A Lufthansa aircraft at Berlin-Tegel Airport. FILE PHOTO | AFP

What you need to know:

  • For travelling now is an endurance test of back-up plans, with flights that get cancelled, regulations a moving target, Covid tests and multiple certificates to organise, and now, sometimes, last-minute announcements of compulsory ‘paid-for’ hotel quarantines.
  • One wonders what happens to the people who literally do not have that extra Sh200,000 to hand.

It starts to become clear now, as we watch the latest round of border closures, that international travel may never go back, in our lifetimes, to where it was before Covid-19.

For sure, earlier this week, it fell to me to find flights for someone from the UK to Slovakia. The flights are still allowed. Yet my flight search engines, normally filled with hundreds of options in a ladder of pricing, returned a bunch of messages all the same, apologising for being unable to find any combination of flights at all between the two destinations, or from Austria, or to bigger UK airports.

I presumed the engine must have stopped working and tried others. But the problem was the flights.

For travelling now — as a client of mine related after getting to Kenya from the UK for a trip driving a commercial real estate development — is an endurance test of back-up plans, with flights that get cancelled, regulations a moving target, Covid tests and multiple certificates to organise, and now, sometimes, last-minute announcements of compulsory ‘paid-for’ hotel quarantines.

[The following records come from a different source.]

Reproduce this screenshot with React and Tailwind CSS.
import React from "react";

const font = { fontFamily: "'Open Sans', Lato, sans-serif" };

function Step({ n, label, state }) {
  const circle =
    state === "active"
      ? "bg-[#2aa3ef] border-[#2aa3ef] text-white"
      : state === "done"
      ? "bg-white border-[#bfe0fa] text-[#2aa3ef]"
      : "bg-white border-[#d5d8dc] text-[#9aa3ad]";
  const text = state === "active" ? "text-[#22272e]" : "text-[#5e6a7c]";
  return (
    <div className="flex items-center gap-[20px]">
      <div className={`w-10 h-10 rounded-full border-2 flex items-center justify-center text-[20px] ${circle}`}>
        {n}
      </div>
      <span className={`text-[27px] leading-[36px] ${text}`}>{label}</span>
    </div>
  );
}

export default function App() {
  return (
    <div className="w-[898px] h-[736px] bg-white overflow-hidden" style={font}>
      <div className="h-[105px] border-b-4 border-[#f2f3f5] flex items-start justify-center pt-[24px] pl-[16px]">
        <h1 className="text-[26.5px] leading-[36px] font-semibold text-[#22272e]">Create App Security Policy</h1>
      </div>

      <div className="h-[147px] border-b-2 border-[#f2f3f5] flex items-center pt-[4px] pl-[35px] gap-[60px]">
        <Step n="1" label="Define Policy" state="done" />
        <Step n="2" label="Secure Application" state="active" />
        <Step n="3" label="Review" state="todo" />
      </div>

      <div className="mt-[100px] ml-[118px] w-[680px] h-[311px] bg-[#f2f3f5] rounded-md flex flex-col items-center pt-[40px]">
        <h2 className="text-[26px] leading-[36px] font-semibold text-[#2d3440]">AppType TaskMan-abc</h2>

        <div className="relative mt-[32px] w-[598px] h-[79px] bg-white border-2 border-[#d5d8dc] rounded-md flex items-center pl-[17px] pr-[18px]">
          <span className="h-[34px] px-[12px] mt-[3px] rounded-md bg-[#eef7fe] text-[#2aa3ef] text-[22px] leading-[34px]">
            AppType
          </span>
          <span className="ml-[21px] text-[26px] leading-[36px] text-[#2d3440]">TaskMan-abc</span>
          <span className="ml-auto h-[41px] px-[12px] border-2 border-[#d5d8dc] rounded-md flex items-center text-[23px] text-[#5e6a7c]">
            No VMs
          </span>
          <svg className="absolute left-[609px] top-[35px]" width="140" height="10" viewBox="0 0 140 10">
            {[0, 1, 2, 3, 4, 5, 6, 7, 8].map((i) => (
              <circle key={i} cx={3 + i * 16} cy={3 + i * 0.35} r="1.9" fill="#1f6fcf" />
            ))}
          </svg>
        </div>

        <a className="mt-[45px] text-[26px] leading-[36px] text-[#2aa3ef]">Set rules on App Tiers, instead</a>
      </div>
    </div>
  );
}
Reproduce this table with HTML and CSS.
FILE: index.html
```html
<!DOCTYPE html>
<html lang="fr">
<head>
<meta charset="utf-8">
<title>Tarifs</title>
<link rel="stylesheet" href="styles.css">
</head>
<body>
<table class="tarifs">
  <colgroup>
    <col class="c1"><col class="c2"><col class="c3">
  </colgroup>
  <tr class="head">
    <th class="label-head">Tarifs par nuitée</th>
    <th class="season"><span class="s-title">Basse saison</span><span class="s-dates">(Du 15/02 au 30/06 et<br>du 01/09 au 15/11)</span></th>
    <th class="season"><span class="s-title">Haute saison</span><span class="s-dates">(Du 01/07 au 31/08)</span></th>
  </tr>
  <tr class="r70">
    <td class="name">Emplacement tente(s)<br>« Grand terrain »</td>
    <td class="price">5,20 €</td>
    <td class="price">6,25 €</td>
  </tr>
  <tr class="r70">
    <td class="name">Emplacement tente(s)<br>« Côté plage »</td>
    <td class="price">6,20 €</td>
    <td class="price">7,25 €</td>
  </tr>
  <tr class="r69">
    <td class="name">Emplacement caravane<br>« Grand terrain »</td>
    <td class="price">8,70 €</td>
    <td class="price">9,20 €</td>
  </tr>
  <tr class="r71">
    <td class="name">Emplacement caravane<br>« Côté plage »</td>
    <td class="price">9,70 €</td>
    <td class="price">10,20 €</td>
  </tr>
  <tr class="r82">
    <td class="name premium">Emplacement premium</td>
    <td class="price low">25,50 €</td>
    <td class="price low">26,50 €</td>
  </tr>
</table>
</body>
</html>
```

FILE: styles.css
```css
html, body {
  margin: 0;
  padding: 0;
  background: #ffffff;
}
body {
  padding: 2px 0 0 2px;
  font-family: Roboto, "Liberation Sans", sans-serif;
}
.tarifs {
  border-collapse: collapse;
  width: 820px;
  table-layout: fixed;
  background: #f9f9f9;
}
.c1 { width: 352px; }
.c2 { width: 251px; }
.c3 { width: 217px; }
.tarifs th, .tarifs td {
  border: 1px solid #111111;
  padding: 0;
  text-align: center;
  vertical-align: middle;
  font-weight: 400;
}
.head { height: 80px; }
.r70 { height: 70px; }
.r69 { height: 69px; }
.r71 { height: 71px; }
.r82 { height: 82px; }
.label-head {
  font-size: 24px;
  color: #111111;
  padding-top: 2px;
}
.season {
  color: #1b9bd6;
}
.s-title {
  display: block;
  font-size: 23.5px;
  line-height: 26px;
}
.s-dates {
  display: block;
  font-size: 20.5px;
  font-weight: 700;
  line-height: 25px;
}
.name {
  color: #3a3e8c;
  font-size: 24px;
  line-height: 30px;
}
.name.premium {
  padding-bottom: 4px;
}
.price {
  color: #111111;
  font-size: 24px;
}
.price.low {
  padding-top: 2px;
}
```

One wonders what happens to the people who literally do not have that extra Sh200,000 to hand.

For sure, no-one wants to be the person who carries a new variant into a new nation as the latest super spreader, which makes all the precautions completely understandable. But now the flights are stopping even where they aren’t banned, as people are deterred from trips they previously thought essential. Yet, with apparently thousands of pilots and airline staff now fired and planes grounded or flying near-empty, there is a silence around the closure of airlines — I even saw one jolly journalist speculating that we were due to see share prices surge for airlines as flights came back on.

A possibility more real is that with government and public sector borrowing having ballooned everywhere in the world, thereby taking up a greater proportion of the globe’s available loan capital, many airlines will go under in the months and year ahead. Unable to borrow enough, or service the loans to cover their ongoing costs for their year on the ground, or fund their ramping up costs to start flying again, closure will be their only route.

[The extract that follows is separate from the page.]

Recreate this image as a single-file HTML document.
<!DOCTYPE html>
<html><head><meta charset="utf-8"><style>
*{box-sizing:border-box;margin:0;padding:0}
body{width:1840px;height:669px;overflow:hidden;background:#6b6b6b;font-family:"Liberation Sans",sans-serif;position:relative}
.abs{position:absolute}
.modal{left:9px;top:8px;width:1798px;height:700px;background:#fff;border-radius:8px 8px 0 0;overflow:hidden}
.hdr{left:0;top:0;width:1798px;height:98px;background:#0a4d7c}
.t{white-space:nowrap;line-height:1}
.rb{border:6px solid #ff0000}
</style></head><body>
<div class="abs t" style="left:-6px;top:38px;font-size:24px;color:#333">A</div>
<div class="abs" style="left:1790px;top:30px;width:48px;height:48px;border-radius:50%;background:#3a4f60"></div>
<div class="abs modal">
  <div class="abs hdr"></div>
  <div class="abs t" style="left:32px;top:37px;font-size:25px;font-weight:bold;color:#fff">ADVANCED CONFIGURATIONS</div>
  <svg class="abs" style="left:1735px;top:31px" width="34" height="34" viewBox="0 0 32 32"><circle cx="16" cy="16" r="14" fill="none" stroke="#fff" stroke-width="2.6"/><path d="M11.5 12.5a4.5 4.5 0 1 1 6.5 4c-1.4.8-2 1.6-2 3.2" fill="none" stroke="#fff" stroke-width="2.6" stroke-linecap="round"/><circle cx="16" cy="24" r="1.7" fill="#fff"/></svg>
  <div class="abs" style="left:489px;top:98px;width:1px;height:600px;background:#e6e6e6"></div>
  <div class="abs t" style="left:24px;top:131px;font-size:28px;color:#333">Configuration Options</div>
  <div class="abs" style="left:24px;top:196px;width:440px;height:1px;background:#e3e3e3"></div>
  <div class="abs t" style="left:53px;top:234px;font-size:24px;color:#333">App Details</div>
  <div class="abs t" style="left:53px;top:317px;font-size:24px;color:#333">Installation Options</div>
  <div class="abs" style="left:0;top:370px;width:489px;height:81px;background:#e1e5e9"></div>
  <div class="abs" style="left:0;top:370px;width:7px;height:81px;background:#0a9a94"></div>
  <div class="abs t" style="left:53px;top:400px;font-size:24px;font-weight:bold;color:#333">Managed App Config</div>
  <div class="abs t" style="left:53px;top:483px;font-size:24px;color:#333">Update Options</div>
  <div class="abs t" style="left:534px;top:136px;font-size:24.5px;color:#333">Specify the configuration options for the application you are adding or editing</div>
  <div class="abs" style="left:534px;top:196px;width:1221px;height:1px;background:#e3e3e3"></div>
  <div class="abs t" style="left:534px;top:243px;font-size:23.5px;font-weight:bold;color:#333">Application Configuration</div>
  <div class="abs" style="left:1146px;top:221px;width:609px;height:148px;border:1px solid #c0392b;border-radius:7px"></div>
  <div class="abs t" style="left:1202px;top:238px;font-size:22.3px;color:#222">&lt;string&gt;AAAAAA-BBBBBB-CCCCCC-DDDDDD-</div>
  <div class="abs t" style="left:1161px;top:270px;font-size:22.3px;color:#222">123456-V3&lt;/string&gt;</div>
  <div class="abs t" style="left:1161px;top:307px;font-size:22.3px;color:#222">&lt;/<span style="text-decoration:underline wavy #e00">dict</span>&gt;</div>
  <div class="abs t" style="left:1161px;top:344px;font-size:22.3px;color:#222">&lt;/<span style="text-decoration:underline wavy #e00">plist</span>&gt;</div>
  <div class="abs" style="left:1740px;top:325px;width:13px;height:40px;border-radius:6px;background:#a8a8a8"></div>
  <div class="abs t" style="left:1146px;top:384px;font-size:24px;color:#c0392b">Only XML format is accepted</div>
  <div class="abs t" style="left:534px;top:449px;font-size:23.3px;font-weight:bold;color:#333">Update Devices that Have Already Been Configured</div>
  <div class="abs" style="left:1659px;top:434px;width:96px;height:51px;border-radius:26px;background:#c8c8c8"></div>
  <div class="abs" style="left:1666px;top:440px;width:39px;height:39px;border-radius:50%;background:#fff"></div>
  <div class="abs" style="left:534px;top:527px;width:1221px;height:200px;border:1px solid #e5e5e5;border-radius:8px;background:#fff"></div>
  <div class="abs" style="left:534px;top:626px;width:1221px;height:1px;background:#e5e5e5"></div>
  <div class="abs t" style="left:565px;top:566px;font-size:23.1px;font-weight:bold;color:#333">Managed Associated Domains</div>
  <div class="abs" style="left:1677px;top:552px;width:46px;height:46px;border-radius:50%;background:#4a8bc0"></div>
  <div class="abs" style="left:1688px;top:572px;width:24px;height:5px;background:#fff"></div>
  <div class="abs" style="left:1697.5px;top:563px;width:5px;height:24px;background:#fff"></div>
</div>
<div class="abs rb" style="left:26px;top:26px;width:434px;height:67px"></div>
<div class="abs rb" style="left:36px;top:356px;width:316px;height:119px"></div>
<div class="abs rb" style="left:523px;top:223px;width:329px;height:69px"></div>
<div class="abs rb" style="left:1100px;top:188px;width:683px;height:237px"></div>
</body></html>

In fact, even after the first round of lockdowns, we saw key airlines selling off assets, some as memorabilia and quirky collection items, as the metal boxes airline food is stored or warmed in, or first-class napkins, cutlery and crockery — thank you, British Airways. Yet even these trinkets are as nothing to the global bulge ahead in long-haul planes for sale.

Nor are there multiple uses for airliners, apart from for flying. They don’t lend themselves, as shipping containers do, to use as homes and offices, although, count on it, in years to come, someone will convert an old airliner into a home.

Certainly, as all those planes come onto the market, there will be the counter-cyclical investors, who pick up super cheap assets and drive into the space left by the old guard of our international flying. We will see some new airlines and operators built in the fallout. But the more likely outlook in 2021, 2022, and in 2023 too, is far fewer flights from fewer airlines and a lot more trouble getting anywhere internationally, which begins to change our world more again.

In Kenya, we took a nosedive on our horticulture sales when all the passenger flights stopped last year, losing all the plane belly cargo space. Over some weeks, former passenger planes resumed flying carrying cargo on their seats, but the suspension of large cargo lifts anyway left a narrower pipeline for our perishable exports.

And then there’s tourism, with many of our hotels now booked by domestic visitors, but the dropping in millions of arrivals having an impact, nonetheless: if flights now become hard to get for years, and travel prices soar, we won’t be going back to where we began.

The way all this disruption plays out will depend on individuals, the airline leaders, the bank lenders, the entrepreneurs seeking opportunities. But for travellers, virtual may be the new international for now years to come.